Russians fill the streets of Moscow at 'authorised' protest

Tens of thousands of Muscovites staged Russia's biggest political protest for years on Saturday, rallying to demand free city-wide elections in spite of a government crackdown.

Hours before the demonstration, police detained one of the leading opposition activists, Lyubov Sobol, who is on a hunger strike. Masked men raided her office and the police said they had information she and other activists were plotting a "provocation" at Saturday's rally.

Protesters filed through metal detectors with flags and banners, staging their fourth major protest in a month calling for opposition-minded candidates forced off the ballot to be allowed to run in a city election next month.

Moscow officials authorised Saturday's rally, unlike last weekend when police detained more than 1000 people, sometimes violently, at an unauthorised demonstration.

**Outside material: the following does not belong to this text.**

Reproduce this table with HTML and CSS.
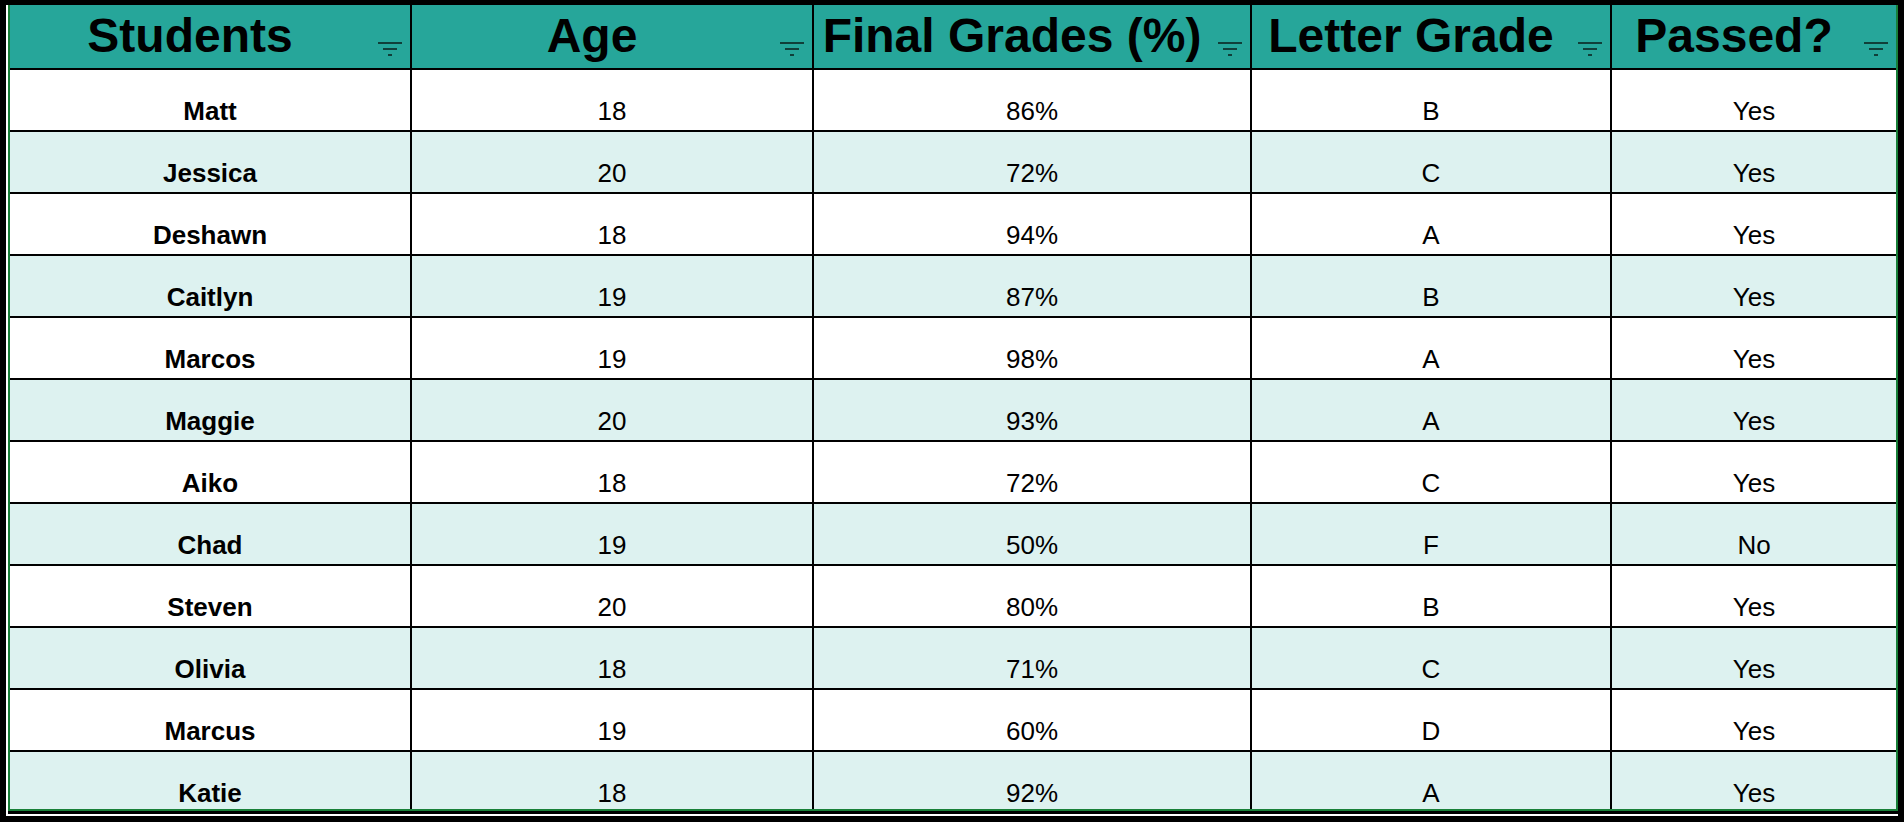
FILE: index.html
```html
<!DOCTYPE html>
<html lang="en">
<head>
<meta charset="utf-8">
<title>Student Grades</title>
<link rel="stylesheet" href="styles.css">
</head>
<body>
<div class="frame">
  <div class="sheet">
    <div class="row head">
      <div class="cell">Students<svg class="filter" viewBox="0 0 24 14" width="24" height="14"><rect x="0" y="0" width="24" height="2"/><rect x="5" y="6" width="14" height="2"/><rect x="10" y="12" width="4" height="2"/></svg></div>
      <div class="cell">Age<svg class="filter" viewBox="0 0 24 14" width="24" height="14"><rect x="0" y="0" width="24" height="2"/><rect x="5" y="6" width="14" height="2"/><rect x="10" y="12" width="4" height="2"/></svg></div>
      <div class="cell">Final Grades (%)<svg class="filter" viewBox="0 0 24 14" width="24" height="14"><rect x="0" y="0" width="24" height="2"/><rect x="5" y="6" width="14" height="2"/><rect x="10" y="12" width="4" height="2"/></svg></div>
      <div class="cell">Letter Grade<svg class="filter" viewBox="0 0 24 14" width="24" height="14"><rect x="0" y="0" width="24" height="2"/><rect x="5" y="6" width="14" height="2"/><rect x="10" y="12" width="4" height="2"/></svg></div>
      <div class="cell">Passed?<svg class="filter" viewBox="0 0 24 14" width="24" height="14"><rect x="0" y="0" width="24" height="2"/><rect x="5" y="6" width="14" height="2"/><rect x="10" y="12" width="4" height="2"/></svg></div>
    </div>
    <div class="row"><div class="cell name">Matt</div><div class="cell">18</div><div class="cell">86%</div><div class="cell">B</div><div class="cell">Yes</div></div>
    <div class="row alt"><div class="cell name">Jessica</div><div class="cell">20</div><div class="cell">72%</div><div class="cell">C</div><div class="cell">Yes</div></div>
    <div class="row"><div class="cell name">Deshawn</div><div class="cell">18</div><div class="cell">94%</div><div class="cell">A</div><div class="cell">Yes</div></div>
    <div class="row alt"><div class="cell name">Caitlyn</div><div class="cell">19</div><div class="cell">87%</div><div class="cell">B</div><div class="cell">Yes</div></div>
    <div class="row"><div class="cell name">Marcos</div><div class="cell">19</div><div class="cell">98%</div><div class="cell">A</div><div class="cell">Yes</div></div>
    <div class="row alt"><div class="cell name">Maggie</div><div class="cell">20</div><div class="cell">93%</div><div class="cell">A</div><div class="cell">Yes</div></div>
    <div class="row"><div class="cell name">Aiko</div><div class="cell">18</div><div class="cell">72%</div><div class="cell">C</div><div class="cell">Yes</div></div>
    <div class="row alt"><div class="cell name">Chad</div><div class="cell">19</div><div class="cell">50%</div><div class="cell">F</div><div class="cell">No</div></div>
    <div class="row"><div class="cell name">Steven</div><div class="cell">20</div><div class="cell">80%</div><div class="cell">B</div><div class="cell">Yes</div></div>
    <div class="row alt"><div class="cell name">Olivia</div><div class="cell">18</div><div class="cell">71%</div><div class="cell">C</div><div class="cell">Yes</div></div>
    <div class="row"><div class="cell name">Marcus</div><div class="cell">19</div><div class="cell">60%</div><div class="cell">D</div><div class="cell">Yes</div></div>
    <div class="row alt last"><div class="cell name">Katie</div><div class="cell">18</div><div class="cell">92%</div><div class="cell">A</div><div class="cell">Yes</div></div>
  </div>
</div>
</body>
</html>
```

FILE: styles.css
```css
html, body {
  margin: 0;
  padding: 0;
  background: #000;
}

body {
  font-family: "Liberation Sans", Arial, sans-serif;
  color: #000;
}

.frame {
  margin: 5px 0 0 6px;
  width: 1890px;
  border-left: 2px solid #fff;
  border-bottom: 2px solid #fff;
  padding-bottom: 3px;
}

.sheet {
  display: flex;
  flex-direction: column;
  row-gap: 2px;
  background: #000;
  border-left: 2px solid #188038;
  border-right: 2px solid #188038;
  border-bottom: 2px solid #188038;
  width: 1886px;
}

.row {
  display: grid;
  grid-template-columns: 400px 400px 436px 358px 284px;
  column-gap: 2px;
  height: 60px;
}

.row.head { height: 63px; }
.row.last { height: 57px; }

.cell {
  background: #fff;
  display: flex;
  align-items: flex-end;
  justify-content: center;
  font-size: 26px;
  line-height: 30px;
  padding-bottom: 4px;
  box-sizing: border-box;
  white-space: nowrap;
}

.row.last .cell { padding-bottom: 1px; }

.row.alt .cell { background: #ddf2f0; }

.cell.name { font-weight: bold; }

.head .cell {
  position: relative;
  background: #26a69a;
  font-size: 48px;
  font-weight: bold;
  line-height: 56px;
  padding-bottom: 4px;
  padding-right: 40px;
}

.filter {
  position: absolute;
  right: 8px;
  bottom: 12px;
  fill: #103f39;
}
```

The White Counter monitoring group said it had counted 40,000 people at the rally. Police estimated turnout at 20,000. Russia has not seen sustained opposition demonstrations on this scale since 2011-2013 when protesters took to the streets against perceived electoral fraud.

Investigators have opened criminal proceedings against about a dozen people for what they say was mass civil unrest at earlier protests, a crime that carries a heavy jail term. They have also opened a money-laundering investigation into Kremlin critic Alexei Navalny's anti-corruption foundation.